Agencies: And Now, A Commercial Break
- POV’s
- June 16, 2019
- Brian Wieser
Strong work, weak industry. With the Cannes Lions International Festivity of Creativity under way this week, many of the world’s creative and media agencies will deservedly receive accolades. However, it will be difficult to not notice the contrast between the high quality of the work on display against the weak business conditions of the industry which produced it. We previously explored some of the reasons behind those conditions and some alternative ways to analyze them in a note.
A key topic we did not explicitly review in that previous assessment, but which overlaps with the factors we described (and which serves as a basis for negativity among those with bearish views on the industry), is the insourcing of work commonly provided by agencies to marketers.
In-housing was once the default option for all marketing-related activities before agencies came along. At least as far back as the mid-19th century, marketers could contemplate whether or not some of the labor required to produce the work they required should be performed by their own employees or by external specialists. By the late 20th century, most creative and media activity from large brands was outsourced to agencies. However, marketers still continued to perform many functions in-house. In many industries, without formally declaring the formation of an inhouse agency, large marketers commonly oversaw the development of creative assets as well as some media buying, especially in print). Media owners often served as partners in these processes, and agency involvement could be minimal.

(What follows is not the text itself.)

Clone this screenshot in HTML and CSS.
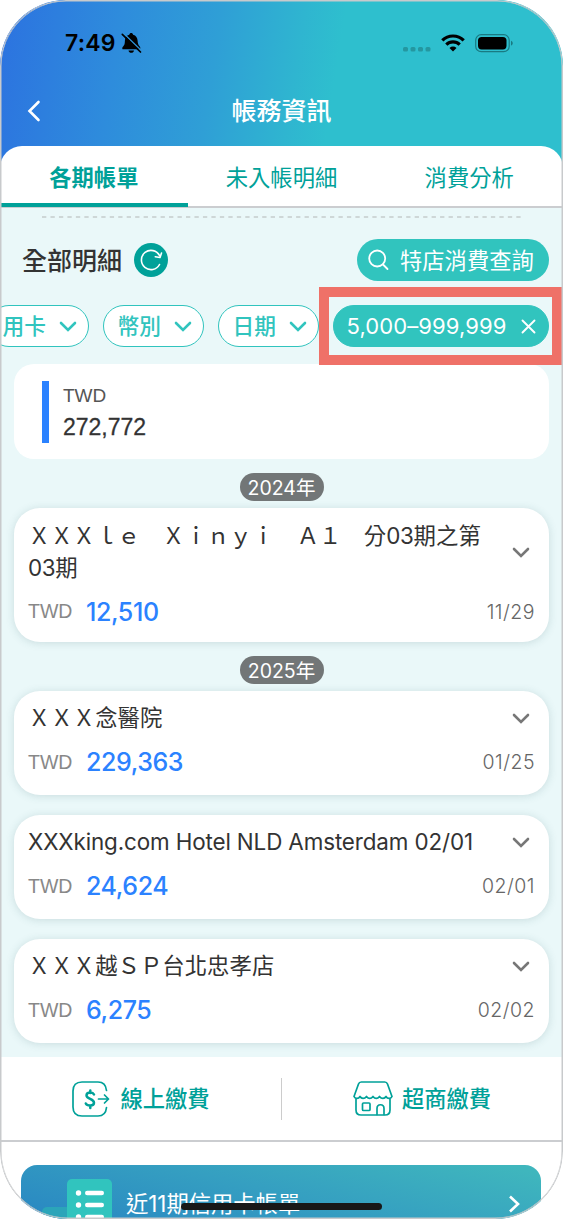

Biddable media, access to data and changing needs encouraged some marketers to revisit insourcing in the past decade. In more recent years, several factors caused many marketers to revisit what they insource vs. what they outsource. Those factors include:
- The rise of search and self-service buying platforms in general
- The anticipated emergence of other forms of biddable media
- Access to sensitive customer data that could be used in trading integrated with other non-media functions and
- The increasing need for tighter time frames in accomplishing tasks.
While costs or fee concerns (or sometimes fee transparency) might have been cited by some marketers as they considered revisiting in-housing, those who ultimately followed through typically did so because they believed the choice presented strategic advantages. Some who have explored in-housing ultimately chose not to do so, while some who have in-housed have reversed their choices.
Others have found hybrid models to be a preferred approach and now work with agencies differently than they did in the past. Some who have followed this path have taken ownership of more of their contracts, used creative agency production decoupling services or engaged with their media agency’s programmatic consulting services to complement in-housed efforts.
Knowing how much money has flown in-house is difficult (if not impossible) to assess. Knowing the advantages agencies offer is much clearer. Attempting to quantify the scale of any shift towards insourcing is tricky at an industry level, largely because marketers never publicly disclose spending on the agency-like activities they perform in the first place. Further, companies merge, demerge, grow and decline over time, making it particularly difficult to make reasonable historical estimates. It’s safer to recognize that there always has been a significant amount of work performed in-house and there likely always will be.
By contrast, the reasons why marketers benefit from using agencies are much clearer. At the risk of appearing promotional – although what is the advertising industry about if not that? – it is always worthwhile to be mindful of the advantages that agencies provide to marketers when marketers choose to outsource:
- Lower fees on a like-for-like basis for most inputs vs. what the marketer can realize on its own, such as technology licenses or non-biddable media
- Application of learnings and best practices, many of which can lead to meaningful cost savings vs. not applying them. For example, a media agency will typically have superior knowledge on aspects of campaigns (such the optimal length of a campaign flight on a given medium for a given type of advertiser) which can lead to lower overall costs even where like-for-like media inventory costs are identical
- Better access to talent, both because of the breadth of the experience talent can receive and the career paths those individuals are more likely able to pursue
Development of proprietary products for use by multiple clients who can then take advantage of an agency’s scale - More institutional experience working with tools, such as data analytics products
- Application of insights from across any one media channel to any other channel (for example, assessing the impact of a TV campaign on search effectiveness and vice versa)
Prioritization from partners (such as media owners and technology vendors) both because of scale but also because of presence of greater numbers of staff with relevant technical expertise - Better visibility on the critical issues facing the industry and thus a louder potential voice on topics that vendors and marketers should focus on. This can help inform the product roadmaps for media owners to better meet client needs.
The development and execution of world-class ideas will not necessarily be a growth business in any one year. As well, the work performed by agencies needs to be put into context of other priorities that marketers have, which could include driving short-term costs down or tightening the integration of agency-like-work into core operations in order to better achieve business goals which go well beyond what agencies might be able to help with. Consequently, it’s not a given that every marketer will always want to work with agencies in the future. But for those who do, it’s reasonable to assume that they will benefit from the generally superior capabilities that they will durably possess.